>> BEGIN ENTRIES SUPPLIED
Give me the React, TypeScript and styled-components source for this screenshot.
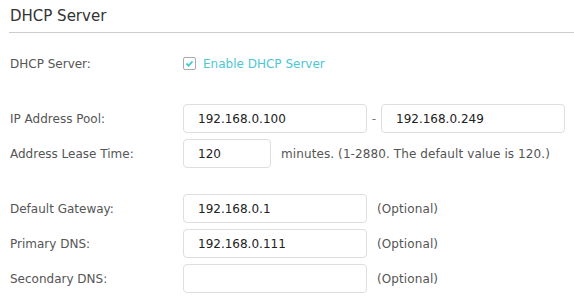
import styled, { createGlobalStyle } from "styled-components"

const GlobalStyle = createGlobalStyle`
  body {
    margin: 0;
    background: #fff;
    font-family: "DejaVu Sans", Verdana, sans-serif;
  }
`

const Page = styled.div`
  padding: 0 0 0 9px;
  width: 574px;
  box-sizing: border-box;
`

const Title = styled.h2`
  margin: 0;
  padding: 7px 0 0 1px;
  height: 25px;
  font-size: 15px;
  font-weight: normal;
  color: #333;
  border-bottom: 1px solid #ccc;
`

const Form = styled.div`
  padding: 16px 0 0 1px;
  display: flex;
  flex-direction: column;
  gap: 26px;
`

const Group = styled.div`
  display: flex;
  flex-direction: column;
  gap: 6px;
`

const Row = styled.div`
  display: grid;
  grid-template-columns: 173px 1fr;
  align-items: center;
  min-height: 29px;
`

const Label = styled.span`
  font-size: 12px;
  color: #555;
`

const Field = styled.div`
  display: flex;
  align-items: center;
`

const Input = styled.input<{ $w?: number }>`
  box-sizing: border-box;
  width: ${(p) => p.$w ?? 184}px;
  height: 29px;
  padding: 0 14px;
  border: 1px solid #dedede;
  border-radius: 4px;
  font-family: inherit;
  font-size: 12px;
  color: #222;
  outline: none;
`

const Dash = styled.span`
  width: 14px;
  text-align: center;
  font-size: 12px;
  color: #777;
`

const Note = styled.span`
  margin-left: 10px;
  font-size: 12px;
  letter-spacing: 0.1px;
  color: #555;
`

const Check = styled.label`
  display: flex;
  align-items: center;
  gap: 7px;
  font-size: 12px;
  color: #4cc7d4;
`

const Box = styled.span`
  width: 11px;
  height: 11px;
  border: 1px solid #aaa;
  border-radius: 2px;
  display: flex;
  align-items: center;
  justify-content: center;
`

const App = () => {
  return (
    <Page>
      <GlobalStyle />
      <Title>DHCP Server</Title>
      <Form>
        <Row>
          <Label>DHCP Server:</Label>
          <Check>
            <Box>
              <svg width="9" height="9" viewBox="0 0 9 9">
                <path d="M1.5 4.5 L3.6 6.6 L7.5 2.4" fill="none" stroke="#4cc7d4" strokeWidth="1.8" />
              </svg>
            </Box>
            Enable DHCP Server
          </Check>
        </Row>
        <Group>
          <Row>
            <Label>IP Address Pool:</Label>
            <Field>
              <Input defaultValue="192.168.0.100" />
              <Dash>-</Dash>
              <Input defaultValue="192.168.0.249" />
            </Field>
          </Row>
          <Row>
            <Label>Address Lease Time:</Label>
            <Field>
              <Input $w={88} defaultValue="120" />
              <Note>minutes. (1-2880. The default value is 120.)</Note>
            </Field>
          </Row>
        </Group>
        <Group>
          <Row>
            <Label>Default Gateway:</Label>
            <Field>
              <Input defaultValue="192.168.0.1" />
              <Note>(Optional)</Note>
            </Field>
          </Row>
          <Row>
            <Label>Primary DNS:</Label>
            <Field>
              <Input defaultValue="192.168.0.111" />
              <Note>(Optional)</Note>
            </Field>
          </Row>
          <Row>
            <Label>Secondary DNS:</Label>
            <Field>
              <Input defaultValue="" />
              <Note>(Optional)</Note>
            </Field>
          </Row>
        </Group>
      </Form>
    </Page>
  )
}

export default App
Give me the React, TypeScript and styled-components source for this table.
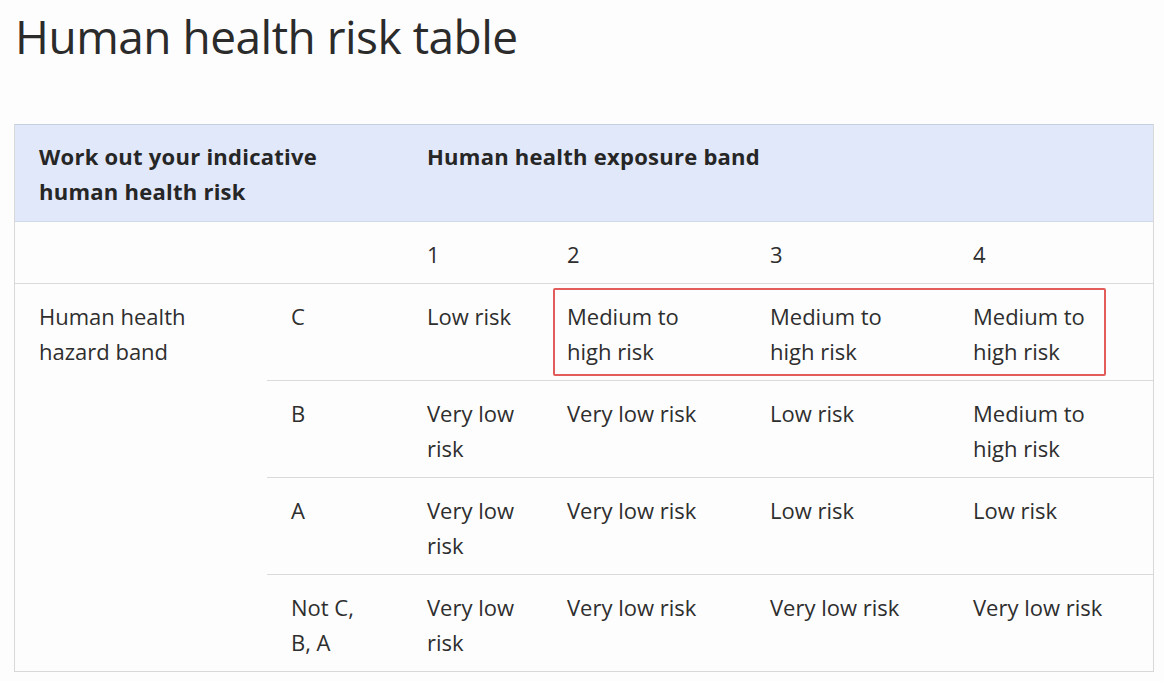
import React from "react";
import styled, { createGlobalStyle } from "styled-components";

const Global = createGlobalStyle`
  html, body { margin: 0; padding: 0; background: #fdfdfd; }
  body { font-family: "Open Sans", "Noto Sans", sans-serif; color: #2e2e2e; }
`;

const Page = styled.div`
  padding: 4px 11px 0 14px;
`;

const Title = styled.h1`
  margin: 0 0 56px 1px;
  font-size: 46px;
  font-weight: 400;
  line-height: 64px;
  letter-spacing: -0.5px;
  color: #2b2b2b;
`;

const Table = styled.div`
  display: grid;
  grid-template-columns: 252px 136px 140px 203px 203px 204px;
  width: 1138px;
  border: 1px solid #d8d8d8;
  font-size: 22px;
  line-height: 35px;
`;

const HeadCell = styled.div<{ $span?: number }>`
  grid-column: span ${(p) => p.$span ?? 1};
  background: #e0e8f9;
  border-top: 1px solid #c4cfe2;
  border-bottom: 1px solid #d0d8e8;
  margin-top: -1px;
  padding: 14px 24px 12px;
  font-weight: 700;
  font-size: 22px;
  letter-spacing: 0.25px;
  color: #262626;
`;

const Cell = styled.div<{ $row?: string; $col?: string; $noBorder?: boolean }>`
  ${(p) => (p.$row ? `grid-row: ${p.$row};` : "")}
  ${(p) => (p.$col ? `grid-column: ${p.$col};` : "")}
  padding: 15px 24px 11px;
  border-top: ${(p) => (p.$noBorder ? "none" : "1px solid #dadada")};
  color: #2e2e2e;
  white-space: nowrap;
`;

const Highlight = styled.div`
  grid-row: 3;
  grid-column: 4 / 7;
  margin: 5px 47px 4px 10px;
  border: 2.5px solid #e25c5c;
  border-radius: 2px;
  pointer-events: none;
  z-index: 1;
`;

type Row = { band: string; values: string[] };

const rows: Row[] = [
  { band: "C", values: ["Low risk", "Medium to\nhigh risk", "Medium to\nhigh risk", "Medium to\nhigh risk"] },
  { band: "B", values: ["Very low\nrisk", "Very low risk", "Low risk", "Medium to\nhigh risk"] },
  { band: "A", values: ["Very low\nrisk", "Very low risk", "Low risk", "Low risk"] },
  { band: "Not C,\nB, A", values: ["Very low\nrisk", "Very low risk", "Very low risk", "Very low risk"] },
];

const Lines = ({ text }: { text: string }) => (
  <>
    {text.split("\n").map((t, i, arr) => (
      <React.Fragment key={i}>
        {t}
        {i < arr.length - 1 && <br />}
      </React.Fragment>
    ))}
  </>
);

export default function App() {
  return (
    <Page>
      <Global />
      <Title>Human health risk table</Title>
      <Table>
        <HeadCell $span={2}>
          Work out your indicative
          <br />
          human health risk
        </HeadCell>
        <HeadCell $span={4}>Human health exposure band</HeadCell>

        <Cell $noBorder />
        <Cell $noBorder />
        {["1", "2", "3", "4"].map((n) => (
          <Cell key={n} $noBorder>
            {n}
          </Cell>
        ))}

        <Cell $row="3 / 7" $col="1">
          Human health
          <br />
          hazard band
        </Cell>
        {rows.map((r, ri) => (
          <React.Fragment key={ri}>
            <Cell $row={`${ri + 3}`} $col="2">
              <Lines text={r.band} />
            </Cell>
            {r.values.map((v, vi) => (
              <Cell key={vi} $row={`${ri + 3}`} $col={`${vi + 3}`}>
                <Lines text={v} />
              </Cell>
            ))}
          </React.Fragment>
        ))}
        <Highlight />
      </Table>
    </Page>
  );
}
>> END ENTRIES SUPPLIED
REQUIREMENTS –
Could you reproduce every record above exactly, leaving out the pictures?

SOLUTION –
Give me the React, TypeScript and styled-components source for this screenshot.
import styled, { createGlobalStyle } from "styled-components"

const GlobalStyle = createGlobalStyle`
  body {
    margin: 0;
    background: #fff;
    font-family: "DejaVu Sans", Verdana, sans-serif;
  }
`

const Page = styled.div`
  padding: 0 0 0 9px;
  width: 574px;
  box-sizing: border-box;
`

const Title = styled.h2`
  margin: 0;
  padding: 7px 0 0 1px;
  height: 25px;
  font-size: 15px;
  font-weight: normal;
  color: #333;
  border-bottom: 1px solid #ccc;
`

const Form = styled.div`
  padding: 16px 0 0 1px;
  display: flex;
  flex-direction: column;
  gap: 26px;
`

const Group = styled.div`
  display: flex;
  flex-direction: column;
  gap: 6px;
`

const Row = styled.div`
  display: grid;
  grid-template-columns: 173px 1fr;
  align-items: center;
  min-height: 29px;
`

const Label = styled.span`
  font-size: 12px;
  color: #555;
`

const Field = styled.div`
  display: flex;
  align-items: center;
`

const Input = styled.input<{ $w?: number }>`
  box-sizing: border-box;
  width: ${(p) => p.$w ?? 184}px;
  height: 29px;
  padding: 0 14px;
  border: 1px solid #dedede;
  border-radius: 4px;
  font-family: inherit;
  font-size: 12px;
  color: #222;
  outline: none;
`

const Dash = styled.span`
  width: 14px;
  text-align: center;
  font-size: 12px;
  color: #777;
`

const Note = styled.span`
  margin-left: 10px;
  font-size: 12px;
  letter-spacing: 0.1px;
  color: #555;
`

const Check = styled.label`
  display: flex;
  align-items: center;
  gap: 7px;
  font-size: 12px;
  color: #4cc7d4;
`

const Box = styled.span`
  width: 11px;
  height: 11px;
  border: 1px solid #aaa;
  border-radius: 2px;
  display: flex;
  align-items: center;
  justify-content: center;
`

const App = () => {
  return (
    <Page>
      <GlobalStyle />
      <Title>DHCP Server</Title>
      <Form>
        <Row>
          <Label>DHCP Server:</Label>
          <Check>
            <Box>
              <svg width="9" height="9" viewBox="0 0 9 9">
                <path d="M1.5 4.5 L3.6 6.6 L7.5 2.4" fill="none" stroke="#4cc7d4" strokeWidth="1.8" />
              </svg>
            </Box>
            Enable DHCP Server
          </Check>
        </Row>
        <Group>
          <Row>
            <Label>IP Address Pool:</Label>
            <Field>
              <Input defaultValue="192.168.0.100" />
              <Dash>-</Dash>
              <Input defaultValue="192.168.0.249" />
            </Field>
          </Row>
          <Row>
            <Label>Address Lease Time:</Label>
            <Field>
              <Input $w={88} defaultValue="120" />
              <Note>minutes. (1-2880. The default value is 120.)</Note>
            </Field>
          </Row>
        </Group>
        <Group>
          <Row>
            <Label>Default Gateway:</Label>
            <Field>
              <Input defaultValue="192.168.0.1" />
              <Note>(Optional)</Note>
            </Field>
          </Row>
          <Row>
            <Label>Primary DNS:</Label>
            <Field>
              <Input defaultValue="192.168.0.111" />
              <Note>(Optional)</Note>
            </Field>
          </Row>
          <Row>
            <Label>Secondary DNS:</Label>
            <Field>
              <Input defaultValue="" />
              <Note>(Optional)</Note>
            </Field>
          </Row>
        </Group>
      </Form>
    </Page>
  )
}

export default App
Give me the React, TypeScript and styled-components source for this table.
import React from "react";
import styled, { createGlobalStyle } from "styled-components";

const Global = createGlobalStyle`
  html, body { margin: 0; padding: 0; background: #fdfdfd; }
  body { font-family: "Open Sans", "Noto Sans", sans-serif; color: #2e2e2e; }
`;

const Page = styled.div`
  padding: 4px 11px 0 14px;
`;

const Title = styled.h1`
  margin: 0 0 56px 1px;
  font-size: 46px;
  font-weight: 400;
  line-height: 64px;
  letter-spacing: -0.5px;
  color: #2b2b2b;
`;

const Table = styled.div`
  display: grid;
  grid-template-columns: 252px 136px 140px 203px 203px 204px;
  width: 1138px;
  border: 1px solid #d8d8d8;
  font-size: 22px;
  line-height: 35px;
`;

const HeadCell = styled.div<{ $span?: number }>`
  grid-column: span ${(p) => p.$span ?? 1};
  background: #e0e8f9;
  border-top: 1px solid #c4cfe2;
  border-bottom: 1px solid #d0d8e8;
  margin-top: -1px;
  padding: 14px 24px 12px;
  font-weight: 700;
  font-size: 22px;
  letter-spacing: 0.25px;
  color: #262626;
`;

const Cell = styled.div<{ $row?: string; $col?: string; $noBorder?: boolean }>`
  ${(p) => (p.$row ? `grid-row: ${p.$row};` : "")}
  ${(p) => (p.$col ? `grid-column: ${p.$col};` : "")}
  padding: 15px 24px 11px;
  border-top: ${(p) => (p.$noBorder ? "none" : "1px solid #dadada")};
  color: #2e2e2e;
  white-space: nowrap;
`;

const Highlight = styled.div`
  grid-row: 3;
  grid-column: 4 / 7;
  margin: 5px 47px 4px 10px;
  border: 2.5px solid #e25c5c;
  border-radius: 2px;
  pointer-events: none;
  z-index: 1;
`;

type Row = { band: string; values: string[] };

const rows: Row[] = [
  { band: "C", values: ["Low risk", "Medium to\nhigh risk", "Medium to\nhigh risk", "Medium to\nhigh risk"] },
  { band: "B", values: ["Very low\nrisk", "Very low risk", "Low risk", "Medium to\nhigh risk"] },
  { band: "A", values: ["Very low\nrisk", "Very low risk", "Low risk", "Low risk"] },
  { band: "Not C,\nB, A", values: ["Very low\nrisk", "Very low risk", "Very low risk", "Very low risk"] },
];

const Lines = ({ text }: { text: string }) => (
  <>
    {text.split("\n").map((t, i, arr) => (
      <React.Fragment key={i}>
        {t}
        {i < arr.length - 1 && <br />}
      </React.Fragment>
    ))}
  </>
);

export default function App() {
  return (
    <Page>
      <Global />
      <Title>Human health risk table</Title>
      <Table>
        <HeadCell $span={2}>
          Work out your indicative
          <br />
          human health risk
        </HeadCell>
        <HeadCell $span={4}>Human health exposure band</HeadCell>

        <Cell $noBorder />
        <Cell $noBorder />
        {["1", "2", "3", "4"].map((n) => (
          <Cell key={n} $noBorder>
            {n}
          </Cell>
        ))}

        <Cell $row="3 / 7" $col="1">
          Human health
          <br />
          hazard band
        </Cell>
        {rows.map((r, ri) => (
          <React.Fragment key={ri}>
            <Cell $row={`${ri + 3}`} $col="2">
              <Lines text={r.band} />
            </Cell>
            {r.values.map((v, vi) => (
              <Cell key={vi} $row={`${ri + 3}`} $col={`${vi + 3}`}>
                <Lines text={v} />
              </Cell>
            ))}
          </React.Fragment>
        ))}
        <Highlight />
      </Table>
    </Page>
  );
}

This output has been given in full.